Dairy is bucking ag’s trade deficit trend

FFMC - Mon Jul 21, 2:00AM CDT

U.S. agriculture has been an economic beacon providing trade surpluses to the national economy since the 1960s.

That began to change more recently as agriculture began to experience a trade deficit, meaning the U.S. imported more agricultural products than it exported to other countries around the world, says Corey Geiger, lead dairy economist for CoBank.

Trade imbalance

“While the agricultural trade balance turned slightly negative in 2019 and 2020, a noticeable imbalance appeared in 2023, with a $17.2 billion deficit, reported USDA’s Economic Research Service and Foreign Agricultural Service,” Geiger says. By 2024, the spread expanded to a $31.8 billion shortfall, as the U.S. began importing more fresh produce and coffee.

This year, USDA agencies forecast the U.S. will export $170.5 billion and import $220 billion worth of ag product. If this comes to fruition, it would create a historic $49.5 billion shortfall, based on the latest Outlook for U.S. Agricultural Trade.

“While those are the headwinds facing U.S. agriculture, dairy is bucking those forces,” Geiger explains. “In 2024, U.S. dairy processors exported $8.2 billion in dairy products and ingredients while we imported $5.4 billion in dairy products. That created a positive $2.8 billion trade surplus in the dairy category.”

For the most part, U.S. dairy continues to grow its export base. To that end, 2024 dairy exports stand in second place to the all-time record of $9.65 billion posted in 2022.

“Those record exports were driven by record milk prices that netted a $25.93 mailbox milk price that year and caused higher product prices in the U.S. and also globally,” Geiger says.

As for 2025? USDA economists are forecasting $8.6 billion in dairy product and ingredient exports.

“On the flip side, imports could total $5.6 billion.

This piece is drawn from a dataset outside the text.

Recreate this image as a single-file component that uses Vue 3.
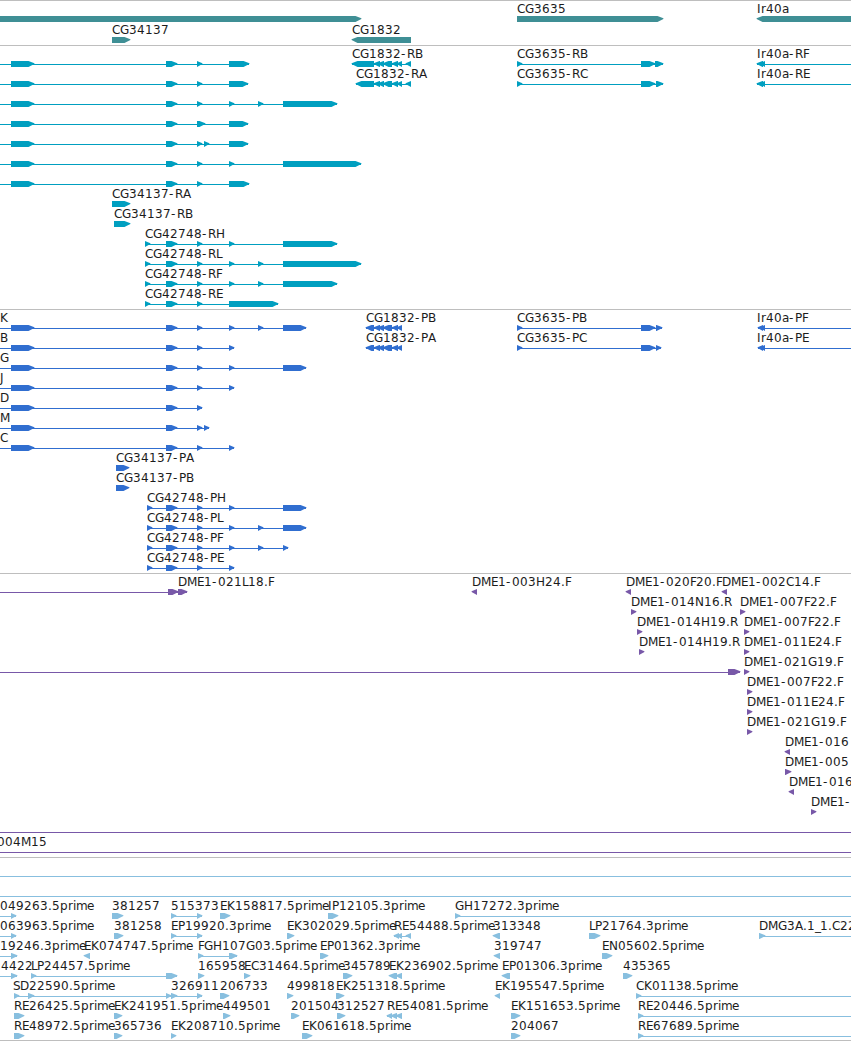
<template>
  <div class="browser">
    <section v-for="track in tracks" :key="track.name" class="track" :class="`track-${track.name}`">
      <svg class="track-canvas" :width="WIDTH" :height="track.height">
        <g v-for="(row, i) in track.rows" :key="i" :transform="`translate(0 ${15 + i * track.pitch})`">
          <g v-for="(item, j) in row" :key="j">
            <rect
              v-if="item.to > item.from"
              class="glyph"
              :x="item.from"
              y="3"
              :width="item.to - item.from"
              height="1"
            />
            <polygon
              v-for="(block, k) in item.blocks"
              :key="k"
              class="glyph"
              :points="arrow(block, item.reverse)"
            />
            <text v-if="item.label" class="label" :x="letterPositions(item)" y="-3">{{ item.label }}</text>
          </g>
        </g>
      </svg>
    </section>
  </div>
</template>

<script setup>
const WIDTH = 851;

// label, label x, exon blocks, line range
const fwd = (label, x, blocks = [], from = 0, to = 0) => ({ label, x, blocks, from, to });
const rev = (label, x, blocks = [], from = 0, to = 0) => ({
  ...fwd(label, x, blocks, from, to),
  reverse: true,
});
const line = (label = "", x = 0) => fwd(label, x, [], 0, WIDTH);

// exons shared by the CG42748 isoforms
const A = [11, 34];
const B = [166, 177];
const C = [197, 202];
const D = [229, 234];
const E = [258, 263];

const isoform = (label, ...blocks) => fwd(label, 0, [A, B, ...blocks], 0, blocks.at(-1)[1]);
const shortForm = (label, x, ...blocks) => fwd(label, x, [[x, x + 5], B, ...blocks], x, blocks.at(-1)[1]);

const minusExons = [[374, 380], [378, 384], [383, 392], [392, 398], [397, 402]];

const tracks = [
  {
    name: "gene",
    height: 44,
    pitch: 21,
    rows: [
      [
        fwd("", 0, [[-10, 361]]),
        fwd("CG3635", 517, [[517, 663]]),
        rev("Ir40a", 757, [[757, 870]]),
      ],
      [fwd("CG34137", 112, [[112, 130]]), rev("CG1832", 352, [[352, 411]])],
    ],
  },
  {
    name: "transcript",
    height: 263,
    pitch: 20,
    rows: [
      [
        isoform("", C, [229, 249]),
        rev("CG1832-RB", 352, [[352, 374], ...minusExons, [406, 411]], 352, 411),
        fwd("CG3635-RB", 517, [[517, 522], [641, 655], [655, 663]], 517, 663),
        rev("Ir40a-RF", 757, [[757, 763], [760, 765]], 757, WIDTH),
      ],
      [
        isoform("", C, [229, 248]),
        rev("CG1832-RA", 356, [[356, 374], ...minusExons, [406, 411]], 356, 411),
        fwd("CG3635-RC", 517, [[517, 522], [641, 655], [656, 663]], 517, 663),
        rev("Ir40a-RE", 757, [[757, 763], [760, 765]], 757, WIDTH),
      ],
      [isoform("", C, D, E, [283, 337])],
      [isoform("", [197, 205], [229, 248])],
      [isoform("", C, [204, 209], [229, 248])],
      [isoform("", C, D, [283, 361])],
      [isoform("", C, [229, 249])],
      [fwd("CG34137-RA", 112, [[112, 130]])],
      [fwd("CG34137-RB", 114, [[114, 130]])],
      [shortForm("CG42748-RH", 145, C, D, [283, 337])],
      [shortForm("CG42748-RL", 145, C, D, E, [283, 361])],
      [shortForm("CG42748-RF", 145, C, D, E, [283, 337])],
      [shortForm("CG42748-RE", 145, C, [229, 278])],
    ],
  },
  {
    name: "protein",
    height: 263,
    pitch: 20,
    rows: [
      [
        isoform("K", C, D, E, [283, 306]),
        rev("CG1832-PB", 366, [[366, 374], ...minusExons], 366, 402),
        fwd("CG3635-PB", 517, [[517, 522], [641, 655], [656, 662]], 517, 662),
        rev("Ir40a-PF", 757, [[758, 763], [760, 765]], 758, WIDTH),
      ],
      [
        isoform("B", C, D),
        rev("CG1832-PA", 366, [[366, 374], ...minusExons], 366, 402),
        fwd("CG3635-PC", 517, [[517, 522], [641, 655], [656, 661]], 517, 661),
        rev("Ir40a-PE", 757, [[758, 763], [760, 765]], 758, WIDTH),
      ],
      [isoform("G", C, D, [283, 306])],
      [isoform("J", C, D)],
      [isoform("D", C)],
      [isoform("M", C, [204, 209])],
      [isoform("C", C, D)],
      [fwd("CG34137-PA", 116, [[116, 129]])],
      [fwd("CG34137-PB", 116, [[116, 129]])],
      [shortForm("CG42748-PH", 147, C, D, [283, 306])],
      [shortForm("CG42748-PL", 147, C, D, E, [283, 306])],
      [shortForm("CG42748-PF", 147, C, D, E, [283, 288])],
      [shortForm("CG42748-PE", 147, C, D)],
    ],
  },
  {
    name: "bac",
    height: 283,
    pitch: 20,
    rows: [
      [
        fwd("DME1-021L18.F", 178, [[168, 178], [178, 187]], 0, 187),
        rev("DME1-003H24.F", 472, [[472, 477]]),
        rev("DME1-020F20.F", 626, [[626, 631]]),
        rev("DME1-002C14.F", 722, [[722, 727]]),
      ],
      [fwd("DME1-014N16.R", 631, [[631, 636]]), fwd("DME1-007F22.F", 740, [[740, 745]])],
      [fwd("DME1-014H19.R", 637, [[637, 642]]), fwd("DME1-007F22.F", 744, [[744, 749]])],
      [fwd("DME1-014H19.R", 639, [[639, 644]]), fwd("DME1-011E24.F", 744, [[744, 749]])],
      [fwd("", 0, [[728, 740]], 0, 740), fwd("DME1-021G19.F", 744, [[744, 749]])],
      [fwd("DME1-007F22.F", 747, [[747, 752]])],
      [fwd("DME1-011E24.F", 747, [[747, 752]])],
      [fwd("DME1-021G19.F", 747, [[747, 752]])],
      [rev("DME1-016", 785, [[785, 790]])],
      [fwd("DME1-005", 785, [[785, 791]])],
      [rev("DME1-016", 789, [[789, 794]])],
      [fwd("DME1-", 811, [[811, 816]])],
      [line()],
      [line("004M15", -3)],
    ],
  },
  {
    name: "est",
    height: 182,
    pitch: 20,
    rows: [
      [line()],
      [line()],
      [
        fwd("049263.5prime", 0, [[11, 16]], 0, 16),
        fwd("381257", 112, [[112, 123]]),
        fwd("515373", 171, [[171, 176], C], 171, 202),
        fwd("EK158817.5prime", 220, [[220, 230]]),
        fwd("IP12105.3prime", 328, [[328, 338]]),
        fwd("GH17272.3prime", 455, [[455, 460]], 455, WIDTH),
      ],
      [
        fwd("063963.5prime", 0, [[11, 16]], 0, 16),
        fwd("381258", 114, [[114, 123]]),
        fwd("EP19920.3prime", 171, [[171, 176], C], 171, 202),
        fwd("EK302029.5prime", 287, [[287, 294]]),
        rev("RE54488.5prime", 394, [[394, 399], [397, 402], [406, 411]], 394, 411),
        rev("313348", 493, [[493, 500]]),
        fwd("LP21764.3prime", 589, [[589, 600]]),
        fwd("DMG3A.1_1.C22", 759, [[759, 765]], 759, WIDTH),
      ],
      [
        fwd("19246.3prime", 0, [[11, 17]], 0, 17),
        rev("EK074747.5prime", 84, [[84, 90]]),
        fwd("FGH107G03.5prime", 198, [[198, 203], [229, 237]], 198, 237),
        fwd("EP01362.3prime", 320, [[320, 328]]),
        rev("319747", 494, [[494, 500]]),
        fwd("EN05602.5prime", 602, [[602, 612]]),
      ],
      [
        fwd("4422", 1, [[11, 17]], 0, 17),
        fwd("LP24457.5prime", 31, [[31, 36], B], 31, 177),
        fwd("165958", 198, [[198, 204]]),
        fwd("EC31464.5prime", 244, [[244, 250]]),
        fwd("345789", 343, [[343, 352]]),
        rev("EK236902.5prime", 389, [[389, 397], [396, 402]]),
        rev("EP01306.3prime", 502, [[502, 510]]),
        fwd("435365", 623, [[623, 632]]),
      ],
      [
        fwd("SD22590.5prime", 13, [[14, 19], [28, 34], [166, 171]], 14, 171),
        fwd("326911", 171, [[171, 177], C], 171, 202),
        fwd("206733", 220, [[220, 229]]),
        fwd("499818", 287, [[287, 293]]),
        fwd("EK251318.5prime", 336, [[336, 344]]),
        rev("EK195547.5prime", 495, [[495, 500]]),
        fwd("CK01138.5prime", 636, [[636, 641]], 636, WIDTH),
      ],
      [
        fwd("RE26425.5prime", 14, [[14, 24]]),
        fwd("EK241951.5prime", 114, [[114, 122]]),
        fwd("449501", 223, [[223, 230]]),
        fwd("201504", 291, [[291, 299]]),
        fwd("312527", 337, [[337, 345]]),
        rev("RE54081.5prime", 387, [[387, 392], [391, 397], [396, 402]], 387, 402),
        fwd("EK151653.5prime", 511, [[511, 520]]),
        fwd("RE20446.5prime", 638, [[638, 643]], 638, WIDTH),
      ],
      [
        fwd("RE48972.5prime", 14, [[14, 24]]),
        fwd("365736", 114, [[114, 122]]),
        fwd("EK208710.5prime", 171, [[171, 176]]),
        fwd("EK061618.5prime", 302, [[302, 312]]),
        fwd("204067", 511, [[511, 520]]),
        fwd("RE67689.5prime", 638, [[638, 643]], 638, WIDTH),
      ],
    ],
  },
];

// whole-pixel letter advances, digits are 8
const advances = {
  A: 8, C: 8, D: 9, E: 7, F: 6, G: 9, H: 9, I: 4, K: 8, L: 6, M: 10, N: 9, P: 7, R: 8, S: 7,
  a: 7, e: 7, i: 3, m: 11, p: 8, r: 5, "-": 6, ".": 4, _: 5,
};

const letterPositions = ({ label, x }) => {
  let pos = x;
  return [...label]
    .map((char) => {
      const current = pos;
      pos += advances[char] || 8;
      return current;
    })
    .join(" ");
};

// the tip sits slightly past the feature end
const arrow = ([start, end], reverse) => {
  const head = Math.min(5.5, end - start);
  if (reverse) {
    const neck = start + head;
    return `${end},0 ${neck},0 ${start - 0.4},2.2 ${start - 0.4},3 ${neck},6 ${end},6`;
  }
  const neck = end - head;
  return `${start},0 ${neck},0 ${end + 0.4},2.2 ${end + 0.4},3 ${neck},6 ${start},6`;
};
</script>

<style>
body {
  margin: 0;
  background: #fff;
}
</style>

<style scoped>
.browser {
  width: 851px;
  height: 1041px;
  overflow: hidden;
  background: #fff;
  border-bottom: 1px solid #bebebe;
  box-sizing: border-box;
}

.track {
  border-top: 1px solid #bebebe;
}

.track-canvas {
  display: block;
  overflow: hidden;
}

.label {
  font-family: "DejaVu Sans", "Liberation Sans", sans-serif;
  font-size: 12px;
  fill: #1c1c1c;
}

.track-gene .glyph {
  fill: #3f8f95;
}

.track-transcript .glyph {
  fill: #009fc0;
}

.track-protein .glyph {
  fill: #306ed0;
}

.track-bac .glyph {
  fill: #7858a8;
}

.track-est .glyph {
  fill: #88bfdf;
}
</style>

Incidentally, cheese, primarily from Europe, could be $2 billion of the $5.6 billion import total,” Geiger notes. “If USDA’s latest forecast unfolds this year, dairy would have a net trade surplus of $3 billion, which would be a $200 million improvement over last year.”

Dairy market bright spots

Cheese, butterfat, and high-protein whey pace growth in dairy product and ingredient exports. In May, cheese posted a record 114 million pounds in exports. While exports to No. 1 customer Mexico fell, sales to just about every other major customer rose in May, including Japan, up 24%; South Korea, up 20%; Central America, up 23%; and South America; up 47%.

Globally, cheese demand remains strong. Plus, cheese exports have been buoyed by lower U.S. prices when compared to the largest two dairy exporters: the European Union and New Zealand.

“From a price standpoint, U.S. butterfat, just like cheese, is selling at a discount when compared to the world’s two largest dairy exporters,” Geiger says. “That has significantly buoyed exports. Through May 2025, the U.S. has already exported 88 million pounds of butter and anhydrous milk fat.”

By comparison, the U.S. exported 101 million pounds of those two products total last year. This means that U.S. butter makers have sold 87% of last year’s sales volume in the first five months of the year.

Protein continues to be regarded as a hero ingredient, and according to Geiger, dairy is a proven winner in this category. To that end, high-end whey exports continue to grow both in volume and value. This category includes whey protein concentrates and whey protein isolates over 80% protein.

“On the other end of the spectrum, low-protein-level whey exports have been battered by tariff-related issues,” Geiger explains. “In 2024, China purchased nearly 40% of all dry whey exports sent from U.S. suppliers. When comparing January to May 2024 to the same time this year, whey exports in product category 4.404.10 were off 5.5%. However, the larger concern popped up in May as China imports were down a whopping 70%.” Specific exports for the month were 20,696 metric tons of low-protein whey in May 2024 and just 6,265 metric tons in May 2025.

That isn’t the only category of concern when it comes to China, as shipments of high-end whey protein, nonfat dry milk, lactose and cheese dropped between 59% to 83% during May, Geiger says. “With China being the world’s largest dairy product importer, U.S. exporters must find new homes for products and ingredients to keep growing international dairy sales,” he says.